There is no way to keep your current oligarchical position in the way that family prominence has been handed down for centuries in various stable polities.  We are, sure as fate, sure as death, headed into an historical discontinuity.  We are in a major extinction event and it might well include us.  We cannot stay on this local maximum because it's going away.[2]

All of the material fixes involve the oligarchy giving up control of surplus to apply that surplus to building the alternative infrastructure necessary to keep having an industrial culture.  (No industrial culture runs us smack into circumstances where pre-industrial agriculture could support at most a billion people as the planetary population, and we've done a great deal of soil damage since.)
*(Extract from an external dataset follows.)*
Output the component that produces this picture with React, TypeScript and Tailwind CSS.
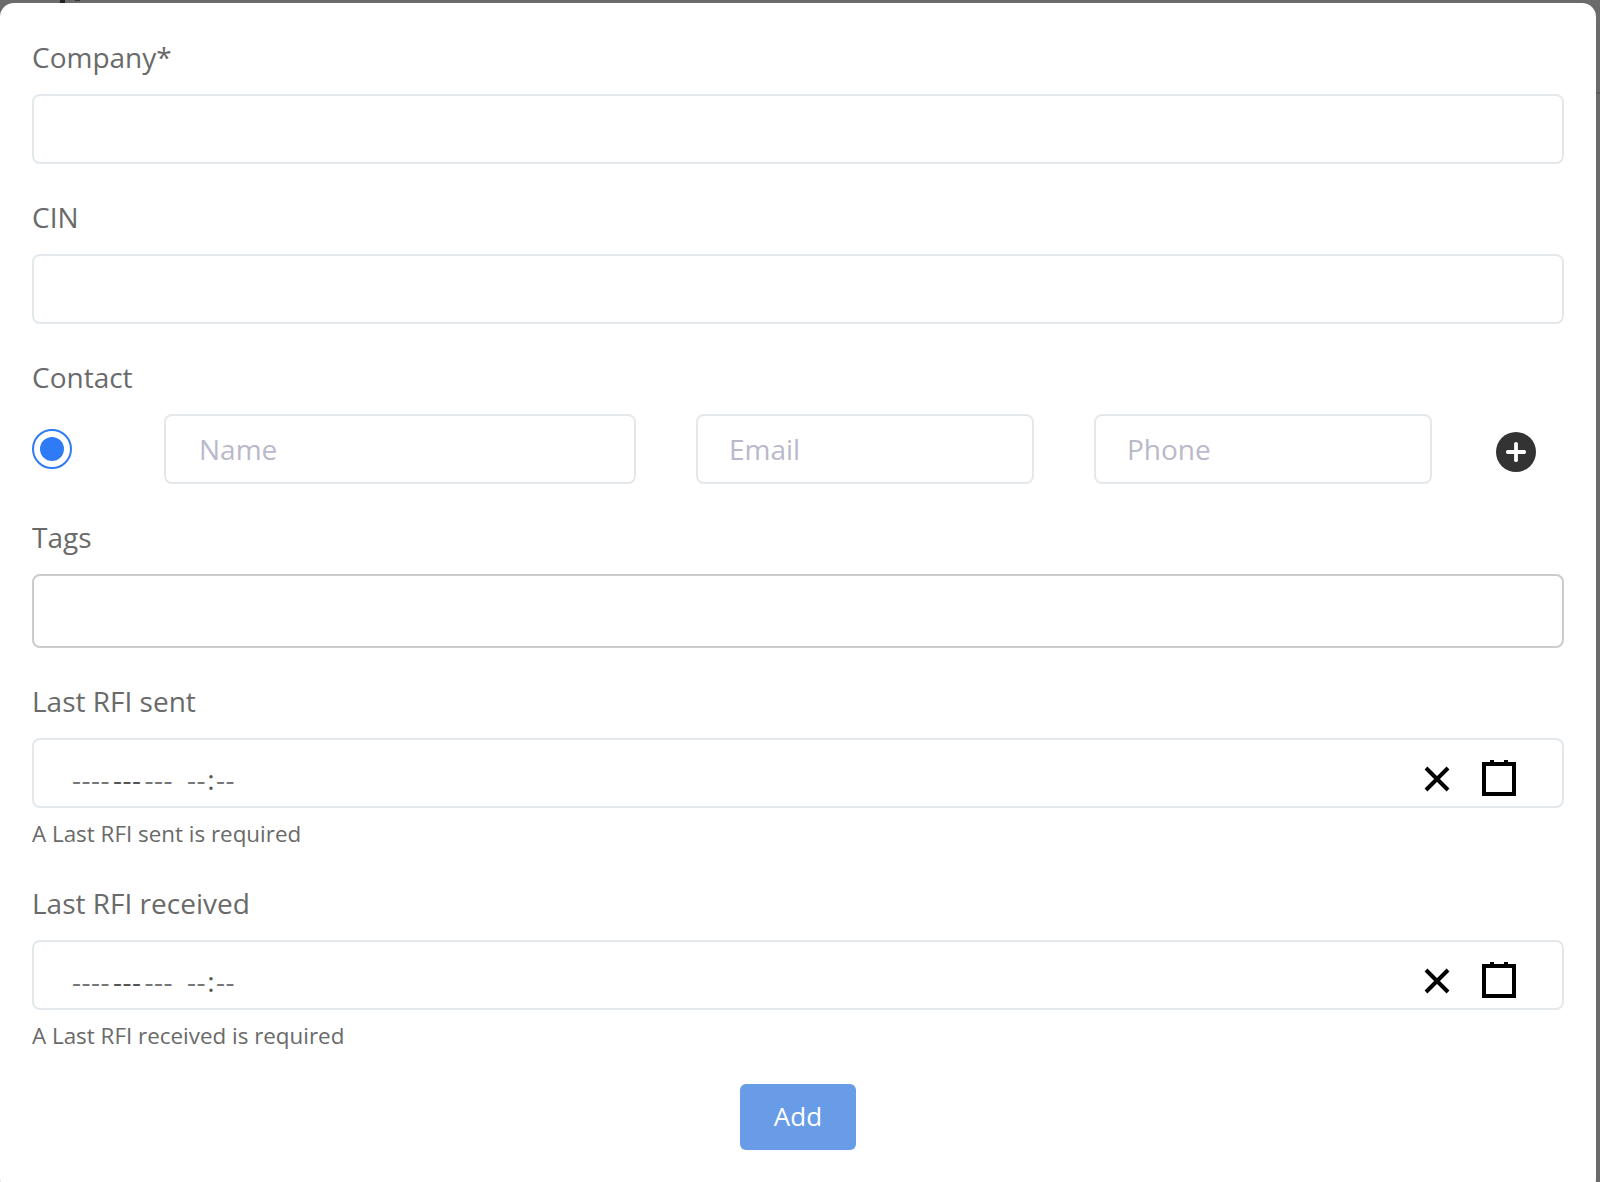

An oligarch can't do that.  If you're trying to come up with a scenario where that might happen, you're trying to imagine an outcome comparable to a strong majority -- a political landslide -- of men reading the health outcome statistics (which are incontrovertible) and getting themselves castrated.  Does that seem even a little plausible?  No?  So you (a non-oligarch) should be planning on the expectation that, in the end, the point to being an oligarch is having your bones on the very top of the pile.

So it's not so much a plan for genocide[3] as an inability to plan at all in a time when no plan looks a lot like extinction.


[1] This is why management is statistically incompetent at doing the thing and why productivity correlates with labour's ability to negotiate (aka walk away); the management skill set is about concentrating benefit from generated surplus, which is distinct from doing the thing.  Labour wants to do the thing better; management doesn't.  Doing the thing better dissipates surplus, which is (to an oligarch) wrong.

[2] it depends on stable agriculture.  The time of angry weather means we're not going to have that.

[3] there's no evidence that genocide is considered bad, or that domestic-animal level slavery would be considered bad, either.  Or that we're not actively getting both of those things.  It's more that these are emergent properties of the system, rather than the outcome of a conscious plan.